Schweigende Worte



Eine Kritik zu Desperté con un sueño

11:00 Uhr in der Urania: Das Kino ist gut gefüllt mit Kindern und Erwachsenen, die im Laufe des Filmes lachen, klatschen, berührt und von der Stille erfüllt sein werden. Genau diese Stille spielt eine zentrale Rolle in “Desperté con un sueño”, mit der versucht wird zu vermittelt, dass man manchmal auch mehr ohne Worte sagen kann.
© Marcelo laccarino

Felipe ist auf dem Nachhauseweg vom Schauspiel-Workshop, an dem er zusammen mit seinen Freunden teilnimmt, als er sich neben einer Pfütze hinhockt und Schlamm in seine Hände nimmt, um diesen auf seine nicht benutzten Fußballsachen zu schmieren. Das wiederholt er jedes Mal, da er seiner Mutter Mara seine Begeisterung für das Schauspielern verschweigt. Wie gefesselt vom Theater schreibt Felipe nachts seine eigenen Stücke. Er träumt von einem begeisterten Publikum, darunter seine Mutter, seine Oma und sein verstorbener Vater, das ihm aufmerksam auf der Bühne zuschauen.
Felipes Auffassung von der realen Welt und der träumenden Bühne, von Lügen und verheimlichten Wahrheiten und von schweigenden Worten verschwimmen im Laufe des Films immer mehr. Desperté con un sueño handelt vom Erwachsenwerden, eigene Entscheidungen treffen, vom Drang nach Antworten, aber auch von Verlust und Zusammenhalt.

Der Regisseur Pablo Solarz ist selbst auch im Film als Theaterlehrer zu finden, wo er die Theatergruppe, in der Felipe Teil ist, leitet. Das tut er auch in Wirklichkeit, er koordiniert Drehbuchworkshops und genau dort ist dieser Film auch entstanden. Der 12-jährige Lucas Ferro (spielt Felipe Zavala) wollte am Sommer-Workshop teilnehmen, obwohl der Rest der Teilnehmer 40+ war. Pablo Solarz meinte, er solle einen Freund in seinem Alter mitnehmen, dann dürften sie teilnehmen. So lernten sich die beiden kennen.
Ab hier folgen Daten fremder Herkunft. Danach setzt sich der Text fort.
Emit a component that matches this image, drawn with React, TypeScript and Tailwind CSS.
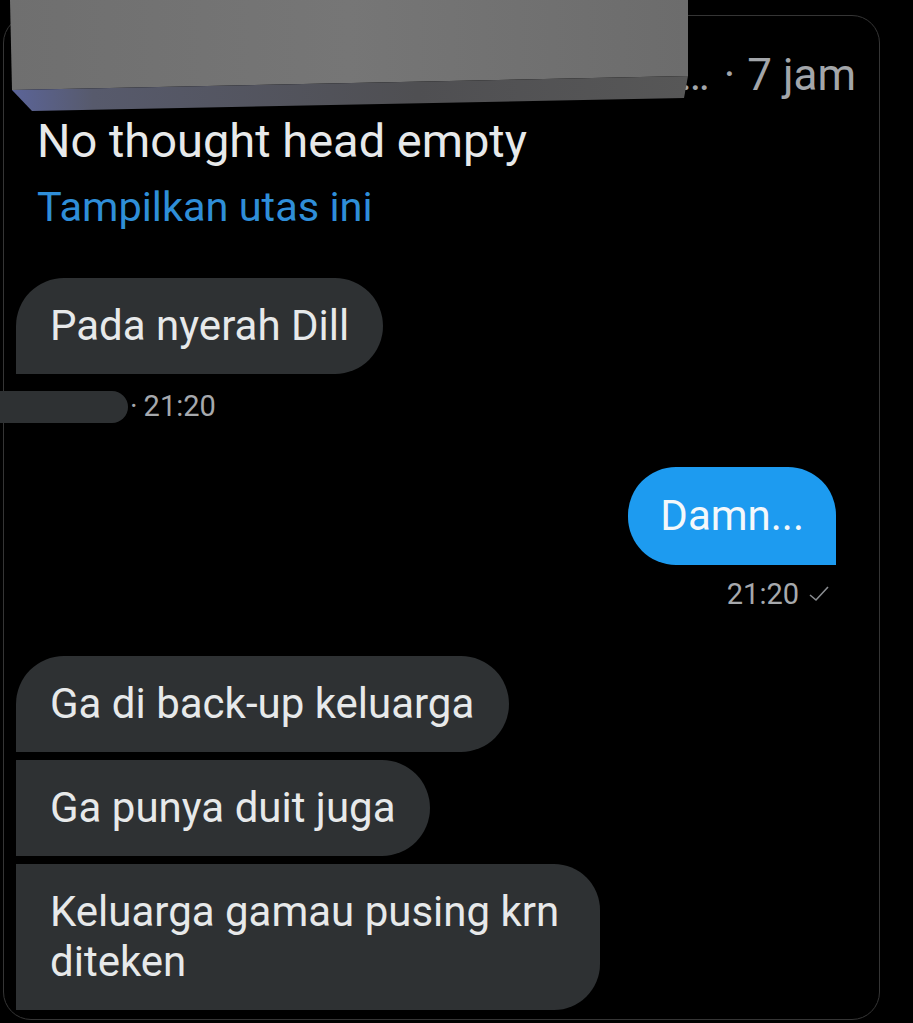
import React from "react";

const CensorBlock = () => (
  <svg width="690" height="114" viewBox="0 0 690 114" className="absolute left-[6px] top-0">
    <defs>
      <linearGradient id="face" x1="0" y1="0" x2="1" y2="0">
        <stop offset="0" stopColor="#6f6f6f" />
        <stop offset="0.5" stopColor="#767676" />
        <stop offset="1" stopColor="#6c6c6c" />
      </linearGradient>
      <linearGradient id="bevel" x1="0" y1="0" x2="1" y2="0">
        <stop offset="0" stopColor="#5b6498" />
        <stop offset="0.12" stopColor="#575a6c" />
        <stop offset="0.6" stopColor="#4f4f52" />
        <stop offset="1" stopColor="#575757" />
      </linearGradient>
    </defs>
    <polygon points="4,0 682,0 682,76 6,90" fill="url(#face)" />
    <polygon points="6,90 682,76 678,98 26,111" fill="url(#bevel)" />
  </svg>
);

const Check = () => (
  <svg width="22" height="18" viewBox="0 0 22 18" className="ml-[9px]">
    <polyline points="2,10 8,15 20,2" fill="none" stroke="#8a8d91" strokeWidth="1.6" />
  </svg>
);

export default function App() {
  return (
    <div
      className="relative w-[913px] h-[1023px] bg-black overflow-hidden text-[#e7e9ea]"
      style={{ fontFamily: "Roboto, 'Liberation Sans', sans-serif" }}
    >
      <div className="ml-[3px] mt-[15px] w-[877px] h-[1005px] rounded-[28px] border border-[#353535] px-[12px]">
        {/* tweet header */}
        <div className="flex justify-end items-baseline pr-[11px] pt-[33px] text-[44px] leading-[53px] text-[#a3a6aa]">
          <span>…</span>
          <span className="ml-[14px]">·</span>
          <span className="ml-[12px]">7 jam</span>
        </div>

        {/* tweet text */}
        <div className="pl-[21px] mt-[12px]">
          <p className="text-[47px] leading-[54px] text-[#e7e9ea]">No thought head empty</p>
          <p className="mt-[15px] text-[41.5px] leading-[48px] text-[#2f8ed8]">Tampilkan utas ini</p>
        </div>

        {/* messages */}
        <div className="mt-[47px] flex flex-col items-start">
          <div className="rounded-[48px] rounded-bl-none bg-[#2e3133] pl-[34px] pr-[34px] py-[23px] text-[42px] leading-[50px]">
            Pada nyerah Dill
          </div>
          <div className="-ml-[16px] mt-[11px] flex items-center text-[29px] text-[#a6a9ad]">
            <div className="w-[128px] h-[32px] rounded-r-full bg-[#2e3133]" />
            <span className="ml-[2px]">·</span>
            <span className="ml-[6px]">21:20</span>
          </div>
        </div>

        <div className="mt-[38px] flex flex-col items-end pr-[31px]">
          <div className="rounded-[48px] rounded-br-none bg-[#1d9bf0] pl-[32px] pr-[32px] py-[24px] text-[42px] leading-[50px] text-[#f4f8fb]">
            Damn...
          </div>
          <div className="mt-[12px] mr-[6px] flex items-center text-[29px] leading-[34px] text-[#a6a9ad]">
            <span>21:20</span>
            <Check />
          </div>
        </div>

        <div className="mt-[45px] flex flex-col items-start gap-[8px]">
          <div className="rounded-[48px] rounded-bl-none bg-[#2e3133] pl-[34px] pr-[35px] py-[23px] text-[42px] leading-[50px]">
            Ga di back-up keluarga
          </div>
          <div className="rounded-r-[48px] bg-[#2e3133] pl-[34px] pr-[35px] py-[23px] text-[42px] leading-[50px]">
            Ga punya duit juga
          </div>
          <div className="rounded-r-[46px] bg-[#2e3133] pl-[34px] pr-[41px] py-[23px] text-[42px] leading-[50px]">
            Keluarga gamau pusing krn
            <br />
            diteken
          </div>
        </div>
      </div>

      <CensorBlock />
    </div>
  );
}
Der spätere Film entstand auf Basis einer Idee von Lucas, die er in dem Drehbuch-Workshop schrieb. Dieser Hintergrund schafft einen besseren Bezug zur Realität und man kann sich vorstellen, dass die Personen aus der Theatergruppe auch so hinter der Kamera zusammen sind.
Die Zuschauer*innen werden behutsam durch den Film geleitet, jedoch am Ende mit einigen Fragen hinterlassen. Ich hätte mir gewünscht, dass es einen mehr abgerundeten Schluss gegeben hätte, da die Geschichte doch relativ schnell zu Ende gebracht wurde und somit die so durchgeführte Stimmung unterbrochen wurde.
Wie Lucas Ferro im Publikumsgespräch verrät, hatte er vorher keine schauspielerische Erfahrung und es war schwierig für ihn, die Stille darzustellen, da er eher extrovertiert ist. Meiner Meinung nach hat er dies aber wirklich überzeugend hinbekommen. Man hatte das Gefühl, dass man verstehen konnte, was in seinem Kopf vorgeht, obwohl er nicht viel gesagt hat.

Die für mich bedeutendste und auch berührendste Szene, war die, in der Felipe die Mutter seines verstorbenen Vaters, die er mehrere Jahre nicht gesehen hat, in Montevideo, Uruguays Hauptstadt, besucht. Als sie am Tisch sitzen, kann seine Oma nicht eine Sekunde schweigen, sie versucht jede erdenkliche Stille mit Worten zu füllen. Felipe versucht sie zu stoppen und versucht eine Theaterübung mit ihr zu machen: Sie soll schweigen und dann einfach das Wort sagen, was herauskommt...

“Esperando, ... siempre, …. puerta, … regreso”
“Warten, … immer, … Tür, … Rückkehr”


Am Ende der Übung hat sie Tränen in den Augen. Das Schweigen zwischen den Worten wird in die Länge gezogen und erzeugt so eine spannende Intensität. Das gesamte Publikum ist gespannt still.

Mit Nahaufnahmen von Felipe, wie er durch einen kleinen Ort in Uruguay mit dem Fahrrad fährt und stimmungsvoller spanischer Musik, die von seinen Kopfhörern in den Kinosaal dringt, erzählt Despuerté con un sueño eine wohltuende Geschichte mit Seriosität, aber auch viel Humor, die einem gute Laune macht und einen Besuch im Kino Wert ist.